Years ago, while working for a software company, I got into a lengthy discussion with a developer and tech support manager about the value of adding information to the company’s tech support FAQs.
With the launch of a new, better version of one of our flagship products, the interface had changed, as had many of the menus, shortcuts, and features.
While most of the changes were enhancements or significant upgrades to existing capabilities, I feared that we would face a decrease in customer satisfaction if we executed the launch without a great introduction and self-help tools to ensure a smooth transition.
Our sales, marketing, and development teams had worked together to develop launch presentations, announcements, brochures, white papers, feature/benefit lists, training guides, and a variety of other communication pieces to support the launch.
As I edited sales training materials, I asked our developers to answer a few final questions for me and share the information with our support team to incorporate into FAQs on our website.
The lead developer responded, “But FAQs are just that; they’re Frequently Asked Questions. We may have gotten that question once or twice from the beta group, but I wouldn’t qualify it as frequently.”
I voiced my concern that the beta group included some of our most active users, many of whom had requested the enhancements now being incorporated into the product. These individuals received small-group instruction from our team during the beta, and in some cases they were accustomed to one-on-one email access to the folks building the product.
One of these experts asking a question would likely represent a large segment of our potentially less expert-level customer base. Expecting our support team to answer such questions multiple times would take away from their ability to quickly respond to more complex issues.
I thought I had made a pretty compelling case. And still, he resisted.

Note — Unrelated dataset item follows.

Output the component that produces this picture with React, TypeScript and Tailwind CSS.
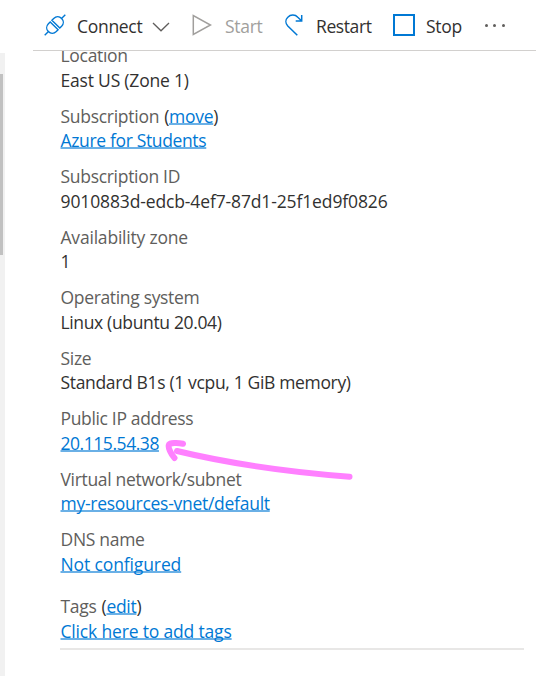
import type { ReactNode } from "react";

type Row = { label: string; action?: string; value: string; link?: boolean; labelClass: string; valueClass: string; gap?: string };

const rows: Row[] = [
  { label: "Location", value: "East US (Zone 1)", labelClass: "tracking-[-0.3px]", valueClass: "tracking-[-0.2px]" },
  { label: "Subscription", action: "move", value: "Azure for Students", link: true, labelClass: "tracking-[-0.28px]", valueClass: "tracking-[-0.35px]" },
  { label: "Subscription ID", value: "9010883d-edcb-4ef7-87d1-25f1ed9f0826", labelClass: "tracking-[-0.3px]", valueClass: "tracking-[-0.13px]" },
  { label: "Availability zone", value: "1", labelClass: "tracking-[-0.2px]", valueClass: "tracking-[-0.3px]" },
  { label: "Operating system", value: "Linux (ubuntu 20.04)", labelClass: "tracking-[-0.33px]", valueClass: "tracking-[-0.35px]" },
  { label: "Size", value: "Standard B1s (1 vcpu, 1 GiB memory)", labelClass: "tracking-[-0.3px]", valueClass: "tracking-[-0.34px]" },
  { label: "Public IP address", value: "20.115.54.38", link: true, labelClass: "tracking-[-0.34px]", valueClass: "tracking-[-0.45px]" },
  { label: "Virtual network/subnet", value: "my-resources-vnet/default", link: true, labelClass: "tracking-[-0.32px]", valueClass: "tracking-[-0.27px]" },
  { label: "DNS name", value: "Not configured", link: true, labelClass: "tracking-[-0.3px]", valueClass: "tracking-[-0.12px]" },
  { label: "Tags", action: "edit", value: "Click here to add tags", link: true, labelClass: "tracking-[-0.3px]", valueClass: "tracking-[-0.17px]", gap: "mt-[6.5px]" },
];

function Link({ children }: { children: ReactNode }) {
  return (
    <a href="#" className="text-[#0078d4] underline decoration-[#6ab0e6] decoration-2 underline-offset-0 [text-decoration-skip-ink:none]">
      {children}
    </a>
  );
}

function Toolbar() {
  return (
    <div className="relative z-10 flex h-[51px] shrink-0 items-center border-b border-[#d2d0ce] bg-white pt-[3px] pl-[11px] text-[#323130]">
      <svg className="-mt-[3px] h-[22px] w-[22px] shrink-0" viewBox="0 0 22 22" fill="none" stroke="#0078d4" strokeWidth="1.4">
        <path d="M.7 21.300L4.500 17.500M17.500 4.500L21.300.700" />
        <path d="M6.200 7.900L14.100 15.800L12.300 17.600C10 19.800 6.600 19.900 4.400 17.600C2.100 15.400 2.200 12 4.400 9.700Z" />
        <path d="M7.900 6.200L15.800 14.100L17.600 12.300C19.800 10 19.900 6.600 17.600 4.400C15.400 2.100 12 2.200 9.700 4.400Z" />
      </svg>
      <span className="ml-[11px] w-[66px] tracking-[-0.3px]">Connect</span>
      <svg className="ml-[9px] h-[10px] w-[18px] shrink-0" viewBox="0 0 18 10" fill="none" stroke="#605e5c" strokeWidth="1.3">
        <path d="M1 1l8 7.800L17 1" />
      </svg>
      <svg className="-mt-[3px] ml-[22px] h-[22px] w-[20px] shrink-0" viewBox="0 0 20 22" fill="none" stroke="#a19f9d" strokeWidth="1.5">
        <path d="M1.300 1.500v19L18.500 11z" />
      </svg>
      <span className="ml-[13px] w-[36px] tracking-[-0.3px] text-[#a19f9d]">Start</span>
      <svg className="-mt-[3px] ml-[24px] h-[22px] w-[18px] shrink-0" viewBox="0 0 18 22" fill="none" stroke="#0078d4" strokeWidth="1.5">
        <path d="M12.300 21.300L2.800 12C.3 9.300.3 5.600 2.800 3.200c2.800-2.900 7.400-2.700 10 0L16.500 6.700M10.700 7h6V.900" />
      </svg>
      <span className="ml-[13px] w-[55px] tracking-[-0.4px]">Restart</span>
      <span className="-mt-[3px] ml-[22px] h-[22px] w-[22px] shrink-0 border-2 border-[#0078d4]" />
      <span className="ml-[11px] w-[36px] tracking-[-0.3px]">Stop</span>
      <span className="-mt-[3px] ml-[23px] flex gap-[5.3px]">
        <i className="h-[3px] w-[3px] rounded-full bg-[#605e5c]" />
        <i className="h-[3px] w-[3px] rounded-full bg-[#605e5c]" />
        <i className="h-[3px] w-[3px] rounded-full bg-[#605e5c]" />
      </span>
    </div>
  );
}

export default function App() {
  return (
    <div className="relative flex h-[676px] w-[536px] overflow-hidden bg-white font-['Open_Sans','Noto_Sans',sans-serif] text-[17.5px]">
      <div className="mt-[53px] w-[5px] shrink-0 bg-[#f1f1f1] pt-[21px]">
        <div className="h-[181px] w-[3px] bg-[#c1c1c1]" />
      </div>
      <div className="ml-[28px] flex min-w-0 flex-1 flex-col">
        <Toolbar />
        <div className="-mt-[7.8px] mr-[12px] ml-[27px] whitespace-nowrap border-b-2 border-[#e8e7e6] pb-[5.2px] leading-[24px]">
          {rows.map((r) => (
            <div key={r.label} className={`pb-[12px] pl-[0.5px] last:pb-0 ${r.gap ?? ""}`}>
              <div className={`h-[24.5px] ${r.labelClass}`}>
                <span className="whitespace-pre text-[#605e5c]">
                  {r.label}
                  {r.action && (
                    <span className="ml-[0.8px] text-[#323130]">
                      {" ("}
                      <Link>{r.action}</Link>)
                    </span>
                  )}
                </span>
              </div>
              <div className={`h-[24px] text-[#323130] ${r.valueClass}`}>
                {r.link ? <Link>{r.value}</Link> : r.value}
              </div>
            </div>
          ))}
        </div>
      </div>
      <svg className="pointer-events-none absolute top-[434px] left-[160px] h-[50px] w-[200px]" viewBox="160 434 200 50" fill="none" stroke="#ff80ff" strokeWidth="6" strokeLinecap="round" strokeLinejoin="round">
        <path d="M349.500 476.700C295 472.500 235 465 177 451M183 443.800c-6-1.300-13-.8-14 .7-1.500 2.500 2 9.500 5.500 13.500" />
      </svg>
    </div>
  );
}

We continued debating the purpose of FAQs for a few minutes, until I finally responded, “I understand that you think FAQs should be reserved for Frequently Asked Questions. For this launch, I’m asking you to expand your definition to include Fully Anticipated Questions. I fully anticipate that some customer – or maybe a lot of customers – will ask our sales and support reps this. If we know we’ll have to explain it to at least one more person, can we please just add it to the website in advance so people can find it instead of waiting for a response? I’ll write it. All I’m asking you to do is say ‘yes, send it to me and I’ll make sure it’s correct and get it to support to add to the site.'”
“Yes,” he responded. “Send it to me and I’ll review it and send to them.”
We gathered additional questions during sales training and added them to our FAQs, and we incorporated the additional messaging into some of our other communications for the launch. The product enhancements were a great success, and we measured a lower spike in support contacts than we had during previous releases. Of course, this wasn’t driven by just changing our FAQs, but by the great work done by our development team and the execution of a comprehensive product marketing, communication, and training plan.
It’s important to anticipate and answer your customers’ questions in a variety of ways. FAQs can be an effective tool for communicating information – just like a video, presentation, or email message. Think creatively about how you can use all of the tools available to you, and above all, don’t wait until your customers are frustrated and asking for help before you give them the details they’re looking for. Anticipate what they want to know – and ask them when possible – and then, publish the information in a variety of formats that are easy for them to consume.